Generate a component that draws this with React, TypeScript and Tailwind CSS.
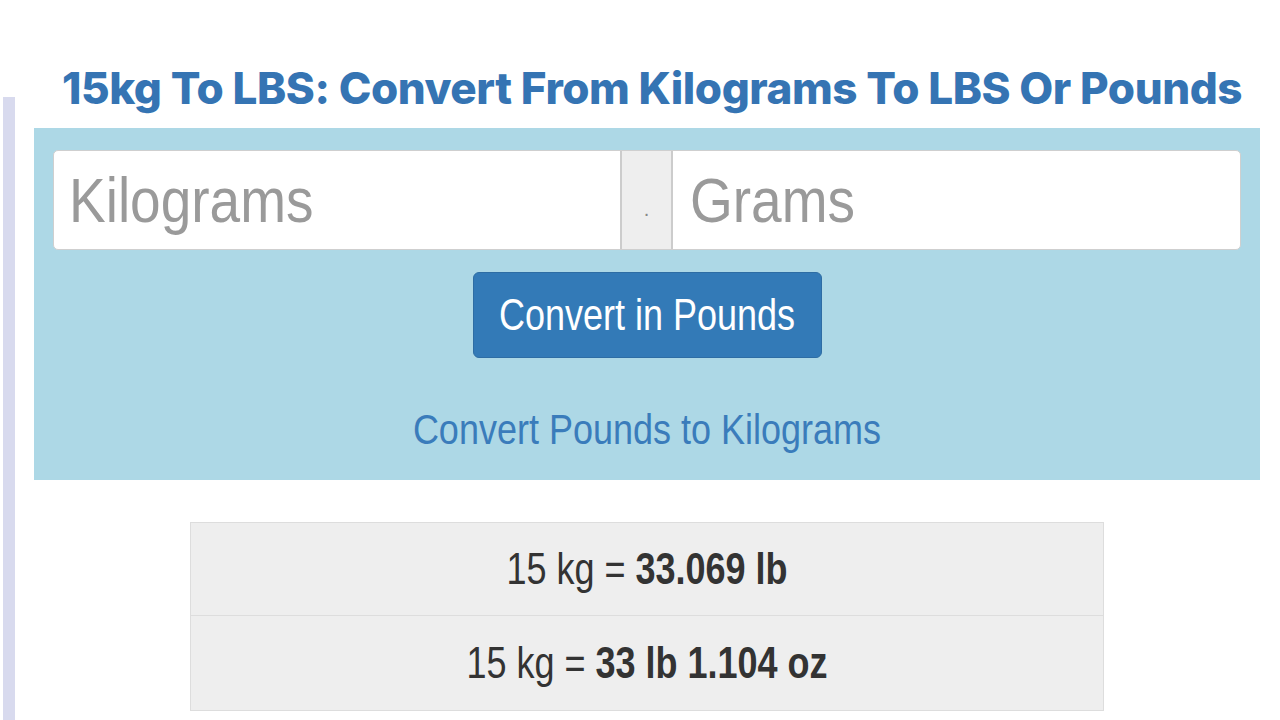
export default function App() {
  return (
    <div className="flex w-[1280px] h-[720px] overflow-hidden bg-white">
      {/* side rule */}
      <div className="ml-[3px] mt-[97px] w-[12px] bg-[#d8daee]" />

      <div className="ml-[19px] flex w-[1226px] flex-col">
        <h1
          className="pl-[10px] pt-[60px] whitespace-nowrap text-center text-[44px] leading-[56px] font-extrabold tracking-[-0.01em] text-[#3574b3]"
          style={{ fontFamily: "Inter, 'Open Sans', sans-serif" }}
        >
          15kg To LBS: Convert From Kilograms To LBS Or Pounds
        </h1>

        {/* converter panel */}
        <div
          className="mt-[12px] flex h-[352px] flex-col items-center bg-[#add8e6] px-[19px] pt-[22px]"
          style={{ fontFamily: "'Liberation Sans', Arial, sans-serif" }}
        >
          <div className="flex h-[100px] w-full rounded-[5px] border border-[#cfcfcf] bg-white">
            <div className="flex w-[566px] items-center pl-[15px]">
              <span className="inline-block scale-y-[1.15] text-[55px] text-[#9a9a9a]">Kilograms</span>
            </div>
            <div className="flex w-[53px] items-center justify-center border-x-2 border-[#cccccc] bg-[#eeeeee]">
              <span className="mt-[18px] text-[20px] text-[#888]">.</span>
            </div>
            <div className="flex flex-1 items-center pl-[17px]">
              <span className="inline-block scale-y-[1.15] text-[55px] text-[#9a9a9a]">Grams</span>
            </div>
          </div>

          <button className="mt-[22px] flex h-[86px] w-[349px] items-center justify-center rounded-[6px] border border-[#2e6da4] bg-[#337ab7]">
            <span className="inline-block scale-y-[1.25] text-[36px] text-white">Convert in Pounds</span>
          </button>

          <a href="#" className="mt-[48px] flex h-[48px] items-center">
            <span className="inline-block scale-y-[1.2] text-[36px] text-[#3a7cbb]">Convert Pounds to Kilograms</span>
          </a>
        </div>

        {/* results */}
        <div
          className="mx-auto mt-[42px] w-[914px] border border-[#dddddd] bg-[#eeeeee] text-[#333]"
          style={{ fontFamily: "'Liberation Sans', Arial, sans-serif" }}
        >
          <div className="flex h-[93px] items-center justify-center border-b border-[#dddddd]">
            <span className="inline-block scale-y-[1.25] text-[36px]">
              15 kg = <b>33.069 lb</b>
            </span>
          </div>
          <div className="flex h-[94px] items-center justify-center">
            <span className="inline-block scale-y-[1.25] text-[36px]">
              15 kg = <b>33 lb 1.104 oz</b>
            </span>
          </div>
        </div>
      </div>
    </div>
  );
}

_____

Give every line above again exactly, with no pictures.

- Written answer
Generate a component that draws this with React, TypeScript and Tailwind CSS.
export default function App() {
  return (
    <div className="flex w-[1280px] h-[720px] overflow-hidden bg-white">
      {/* side rule */}
      <div className="ml-[3px] mt-[97px] w-[12px] bg-[#d8daee]" />

      <div className="ml-[19px] flex w-[1226px] flex-col">
        <h1
          className="pl-[10px] pt-[60px] whitespace-nowrap text-center text-[44px] leading-[56px] font-extrabold tracking-[-0.01em] text-[#3574b3]"
          style={{ fontFamily: "Inter, 'Open Sans', sans-serif" }}
        >
          15kg To LBS: Convert From Kilograms To LBS Or Pounds
        </h1>

        {/* converter panel */}
        <div
          className="mt-[12px] flex h-[352px] flex-col items-center bg-[#add8e6] px-[19px] pt-[22px]"
          style={{ fontFamily: "'Liberation Sans', Arial, sans-serif" }}
        >
          <div className="flex h-[100px] w-full rounded-[5px] border border-[#cfcfcf] bg-white">
            <div className="flex w-[566px] items-center pl-[15px]">
              <span className="inline-block scale-y-[1.15] text-[55px] text-[#9a9a9a]">Kilograms</span>
            </div>
            <div className="flex w-[53px] items-center justify-center border-x-2 border-[#cccccc] bg-[#eeeeee]">
              <span className="mt-[18px] text-[20px] text-[#888]">.</span>
            </div>
            <div className="flex flex-1 items-center pl-[17px]">
              <span className="inline-block scale-y-[1.15] text-[55px] text-[#9a9a9a]">Grams</span>
            </div>
          </div>

          <button className="mt-[22px] flex h-[86px] w-[349px] items-center justify-center rounded-[6px] border border-[#2e6da4] bg-[#337ab7]">
            <span className="inline-block scale-y-[1.25] text-[36px] text-white">Convert in Pounds</span>
          </button>

          <a href="#" className="mt-[48px] flex h-[48px] items-center">
            <span className="inline-block scale-y-[1.2] text-[36px] text-[#3a7cbb]">Convert Pounds to Kilograms</span>
          </a>
        </div>

        {/* results */}
        <div
          className="mx-auto mt-[42px] w-[914px] border border-[#dddddd] bg-[#eeeeee] text-[#333]"
          style={{ fontFamily: "'Liberation Sans', Arial, sans-serif" }}
        >
          <div className="flex h-[93px] items-center justify-center border-b border-[#dddddd]">
            <span className="inline-block scale-y-[1.25] text-[36px]">
              15 kg = <b>33.069 lb</b>
            </span>
          </div>
          <div className="flex h-[94px] items-center justify-center">
            <span className="inline-block scale-y-[1.25] text-[36px]">
              15 kg = <b>33 lb 1.104 oz</b>
            </span>
          </div>
        </div>
      </div>
    </div>
  );
}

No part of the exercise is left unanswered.